[WRITTEN INSTRUCTION]:
Only the lines from the start of the data through the line with "import React from" belong in the copy. Restate them word for word, minus the pictures.

--

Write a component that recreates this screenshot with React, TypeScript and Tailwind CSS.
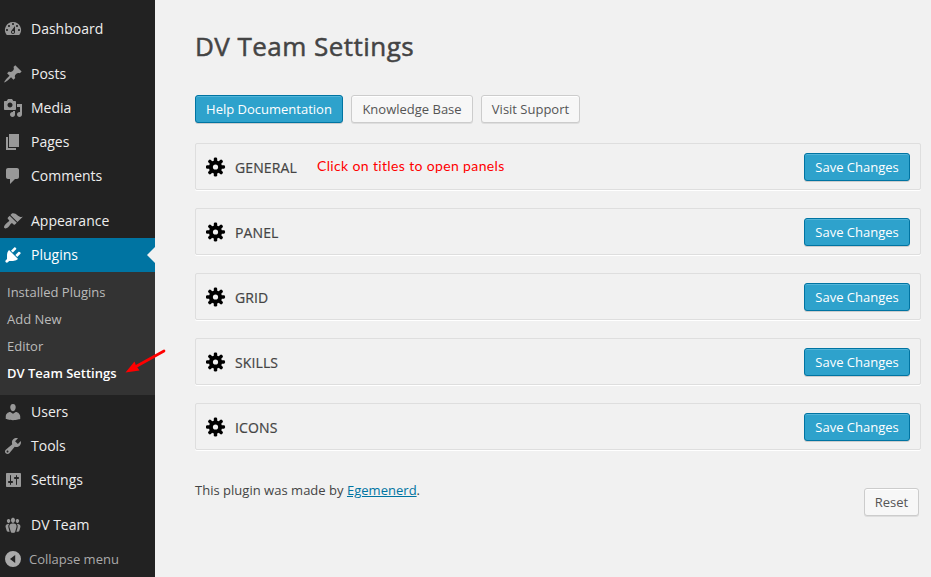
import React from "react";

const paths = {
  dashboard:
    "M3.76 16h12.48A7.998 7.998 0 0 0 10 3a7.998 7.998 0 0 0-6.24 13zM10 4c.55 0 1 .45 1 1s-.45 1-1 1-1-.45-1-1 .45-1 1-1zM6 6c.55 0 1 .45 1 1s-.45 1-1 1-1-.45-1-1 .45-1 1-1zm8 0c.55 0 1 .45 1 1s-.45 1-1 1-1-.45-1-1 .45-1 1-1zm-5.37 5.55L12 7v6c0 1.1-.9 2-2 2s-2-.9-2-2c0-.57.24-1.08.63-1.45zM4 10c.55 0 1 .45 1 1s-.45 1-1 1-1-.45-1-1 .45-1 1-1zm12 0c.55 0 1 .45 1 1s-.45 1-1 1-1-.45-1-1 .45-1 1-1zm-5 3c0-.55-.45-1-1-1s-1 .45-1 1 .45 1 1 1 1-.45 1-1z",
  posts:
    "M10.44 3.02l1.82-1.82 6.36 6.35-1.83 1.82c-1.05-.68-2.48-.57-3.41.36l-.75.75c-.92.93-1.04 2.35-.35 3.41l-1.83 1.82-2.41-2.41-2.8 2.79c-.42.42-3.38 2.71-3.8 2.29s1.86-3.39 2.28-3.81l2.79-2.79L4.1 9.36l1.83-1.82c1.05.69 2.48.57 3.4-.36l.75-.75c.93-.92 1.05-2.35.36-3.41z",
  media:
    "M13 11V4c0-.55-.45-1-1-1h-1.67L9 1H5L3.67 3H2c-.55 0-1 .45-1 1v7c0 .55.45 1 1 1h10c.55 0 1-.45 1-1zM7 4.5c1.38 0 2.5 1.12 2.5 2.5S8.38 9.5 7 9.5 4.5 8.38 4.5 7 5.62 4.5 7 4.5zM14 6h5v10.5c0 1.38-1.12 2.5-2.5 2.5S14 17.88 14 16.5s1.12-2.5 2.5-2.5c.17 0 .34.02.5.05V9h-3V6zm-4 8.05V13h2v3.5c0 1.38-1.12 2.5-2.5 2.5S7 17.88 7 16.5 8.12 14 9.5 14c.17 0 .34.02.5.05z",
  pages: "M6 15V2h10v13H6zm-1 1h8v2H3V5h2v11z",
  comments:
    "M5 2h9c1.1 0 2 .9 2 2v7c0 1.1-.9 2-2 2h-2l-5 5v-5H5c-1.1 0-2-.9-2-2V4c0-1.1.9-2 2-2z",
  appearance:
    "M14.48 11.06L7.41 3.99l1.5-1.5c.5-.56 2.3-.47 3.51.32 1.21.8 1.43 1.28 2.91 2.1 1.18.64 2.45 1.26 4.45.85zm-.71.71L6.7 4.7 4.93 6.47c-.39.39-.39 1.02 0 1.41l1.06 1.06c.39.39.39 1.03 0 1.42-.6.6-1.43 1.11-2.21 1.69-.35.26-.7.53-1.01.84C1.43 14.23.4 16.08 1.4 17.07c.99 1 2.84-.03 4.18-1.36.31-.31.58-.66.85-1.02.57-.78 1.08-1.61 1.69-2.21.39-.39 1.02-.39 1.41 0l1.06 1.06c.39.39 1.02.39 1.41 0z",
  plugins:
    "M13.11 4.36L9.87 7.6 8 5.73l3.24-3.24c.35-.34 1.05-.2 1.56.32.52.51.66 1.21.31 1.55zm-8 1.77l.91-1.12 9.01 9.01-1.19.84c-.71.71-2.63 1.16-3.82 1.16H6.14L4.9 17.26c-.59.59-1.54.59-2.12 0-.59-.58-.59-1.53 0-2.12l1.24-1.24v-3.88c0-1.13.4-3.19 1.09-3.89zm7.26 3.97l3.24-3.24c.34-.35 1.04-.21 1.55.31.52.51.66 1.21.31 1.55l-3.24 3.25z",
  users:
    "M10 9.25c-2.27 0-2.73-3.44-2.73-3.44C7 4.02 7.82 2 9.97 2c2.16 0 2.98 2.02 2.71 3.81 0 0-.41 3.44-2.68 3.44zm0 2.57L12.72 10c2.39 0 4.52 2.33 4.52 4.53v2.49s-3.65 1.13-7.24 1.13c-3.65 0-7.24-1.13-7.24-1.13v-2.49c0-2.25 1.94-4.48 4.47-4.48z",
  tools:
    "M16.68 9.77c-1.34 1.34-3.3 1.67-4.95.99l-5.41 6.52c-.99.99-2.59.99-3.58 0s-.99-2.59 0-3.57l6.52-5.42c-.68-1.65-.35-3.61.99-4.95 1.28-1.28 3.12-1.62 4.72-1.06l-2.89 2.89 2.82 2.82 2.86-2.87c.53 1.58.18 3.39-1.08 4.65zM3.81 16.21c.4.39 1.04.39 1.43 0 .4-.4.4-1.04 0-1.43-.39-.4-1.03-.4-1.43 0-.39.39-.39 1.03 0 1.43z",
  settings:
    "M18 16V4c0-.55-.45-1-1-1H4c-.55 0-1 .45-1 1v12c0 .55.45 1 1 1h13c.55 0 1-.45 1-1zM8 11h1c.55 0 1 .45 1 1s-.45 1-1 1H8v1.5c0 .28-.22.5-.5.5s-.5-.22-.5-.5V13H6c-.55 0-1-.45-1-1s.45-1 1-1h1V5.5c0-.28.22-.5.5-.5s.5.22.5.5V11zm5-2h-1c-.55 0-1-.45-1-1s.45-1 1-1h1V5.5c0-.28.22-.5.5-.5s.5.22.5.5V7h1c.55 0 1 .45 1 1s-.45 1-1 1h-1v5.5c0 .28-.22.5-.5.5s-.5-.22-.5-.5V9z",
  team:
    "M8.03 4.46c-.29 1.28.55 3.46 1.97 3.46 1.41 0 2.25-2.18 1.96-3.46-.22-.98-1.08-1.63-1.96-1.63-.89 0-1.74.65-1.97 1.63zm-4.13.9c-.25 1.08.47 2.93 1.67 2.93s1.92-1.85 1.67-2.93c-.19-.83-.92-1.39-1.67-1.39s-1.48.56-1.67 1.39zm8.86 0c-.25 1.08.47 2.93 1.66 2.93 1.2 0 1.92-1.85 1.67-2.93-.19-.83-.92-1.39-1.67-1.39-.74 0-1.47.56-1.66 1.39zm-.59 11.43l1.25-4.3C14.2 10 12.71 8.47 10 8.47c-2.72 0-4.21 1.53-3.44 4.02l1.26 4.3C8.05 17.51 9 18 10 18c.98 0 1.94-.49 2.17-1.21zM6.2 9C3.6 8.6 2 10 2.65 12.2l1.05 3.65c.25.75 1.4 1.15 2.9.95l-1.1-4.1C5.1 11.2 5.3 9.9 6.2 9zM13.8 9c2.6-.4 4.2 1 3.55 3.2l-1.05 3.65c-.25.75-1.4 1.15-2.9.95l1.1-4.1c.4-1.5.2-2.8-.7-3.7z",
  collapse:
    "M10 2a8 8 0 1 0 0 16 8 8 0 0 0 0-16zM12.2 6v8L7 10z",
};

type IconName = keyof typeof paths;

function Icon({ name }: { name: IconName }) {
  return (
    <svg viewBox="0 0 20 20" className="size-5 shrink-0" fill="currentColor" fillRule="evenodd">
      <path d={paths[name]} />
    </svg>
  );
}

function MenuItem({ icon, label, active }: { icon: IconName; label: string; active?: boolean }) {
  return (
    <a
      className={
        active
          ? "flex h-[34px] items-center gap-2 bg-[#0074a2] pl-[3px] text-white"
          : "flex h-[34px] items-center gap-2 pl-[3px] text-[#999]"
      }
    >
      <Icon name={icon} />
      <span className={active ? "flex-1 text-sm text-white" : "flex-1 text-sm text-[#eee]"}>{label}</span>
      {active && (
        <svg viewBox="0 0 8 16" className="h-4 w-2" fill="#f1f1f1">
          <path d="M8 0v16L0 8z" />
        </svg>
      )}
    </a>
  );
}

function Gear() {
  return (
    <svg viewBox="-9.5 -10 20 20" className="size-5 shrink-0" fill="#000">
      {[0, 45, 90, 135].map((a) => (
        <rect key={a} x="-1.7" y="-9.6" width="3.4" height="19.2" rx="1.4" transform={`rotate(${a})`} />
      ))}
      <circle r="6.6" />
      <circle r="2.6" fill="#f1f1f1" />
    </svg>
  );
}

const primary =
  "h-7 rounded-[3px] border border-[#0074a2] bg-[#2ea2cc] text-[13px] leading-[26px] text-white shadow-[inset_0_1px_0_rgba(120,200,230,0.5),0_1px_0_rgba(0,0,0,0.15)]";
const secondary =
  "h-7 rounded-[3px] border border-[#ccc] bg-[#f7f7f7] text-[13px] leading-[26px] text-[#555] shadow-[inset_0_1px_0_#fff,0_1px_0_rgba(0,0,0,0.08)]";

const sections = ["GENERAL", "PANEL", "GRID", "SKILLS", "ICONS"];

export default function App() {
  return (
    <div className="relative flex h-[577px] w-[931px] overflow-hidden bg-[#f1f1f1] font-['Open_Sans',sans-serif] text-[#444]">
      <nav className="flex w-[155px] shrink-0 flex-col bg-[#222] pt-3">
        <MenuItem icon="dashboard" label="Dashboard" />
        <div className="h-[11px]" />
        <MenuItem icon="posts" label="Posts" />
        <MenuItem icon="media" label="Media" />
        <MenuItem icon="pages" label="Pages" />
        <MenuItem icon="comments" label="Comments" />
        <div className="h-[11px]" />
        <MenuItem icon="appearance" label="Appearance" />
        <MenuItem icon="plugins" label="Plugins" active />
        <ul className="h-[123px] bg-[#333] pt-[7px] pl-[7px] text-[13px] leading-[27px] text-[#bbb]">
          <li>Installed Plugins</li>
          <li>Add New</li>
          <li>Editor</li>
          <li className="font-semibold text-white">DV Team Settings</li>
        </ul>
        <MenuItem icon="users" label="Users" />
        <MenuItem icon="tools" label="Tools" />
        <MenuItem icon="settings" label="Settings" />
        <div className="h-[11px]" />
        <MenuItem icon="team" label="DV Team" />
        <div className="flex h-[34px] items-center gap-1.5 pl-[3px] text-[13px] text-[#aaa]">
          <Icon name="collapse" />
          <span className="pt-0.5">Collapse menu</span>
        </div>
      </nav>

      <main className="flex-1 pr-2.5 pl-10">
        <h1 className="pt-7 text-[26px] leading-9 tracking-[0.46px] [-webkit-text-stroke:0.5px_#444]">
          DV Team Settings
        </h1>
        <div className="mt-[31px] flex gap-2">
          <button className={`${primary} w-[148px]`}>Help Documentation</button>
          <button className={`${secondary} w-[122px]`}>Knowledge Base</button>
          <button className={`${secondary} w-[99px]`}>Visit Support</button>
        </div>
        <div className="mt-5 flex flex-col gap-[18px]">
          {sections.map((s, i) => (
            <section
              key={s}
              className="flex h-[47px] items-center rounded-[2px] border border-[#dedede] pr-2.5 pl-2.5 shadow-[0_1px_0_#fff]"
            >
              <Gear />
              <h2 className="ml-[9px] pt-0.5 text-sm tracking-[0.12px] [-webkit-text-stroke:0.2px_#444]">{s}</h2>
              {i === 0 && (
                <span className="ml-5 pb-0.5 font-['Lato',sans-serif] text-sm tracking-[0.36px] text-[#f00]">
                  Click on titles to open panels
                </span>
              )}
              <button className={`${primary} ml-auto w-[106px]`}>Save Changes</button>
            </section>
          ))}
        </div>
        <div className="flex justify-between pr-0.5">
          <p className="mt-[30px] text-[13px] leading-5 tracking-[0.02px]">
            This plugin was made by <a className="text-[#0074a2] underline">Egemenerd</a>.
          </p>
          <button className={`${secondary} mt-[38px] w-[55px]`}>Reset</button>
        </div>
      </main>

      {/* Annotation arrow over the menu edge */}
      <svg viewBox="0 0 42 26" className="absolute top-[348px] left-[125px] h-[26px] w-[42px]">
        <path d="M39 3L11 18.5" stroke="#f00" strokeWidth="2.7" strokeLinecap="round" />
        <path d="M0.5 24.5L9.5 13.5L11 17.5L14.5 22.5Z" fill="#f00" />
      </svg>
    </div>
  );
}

--

[SOLUTION TO THIS PROBLEM]:
Write a component that recreates this screenshot with React, TypeScript and Tailwind CSS.
import React from "react";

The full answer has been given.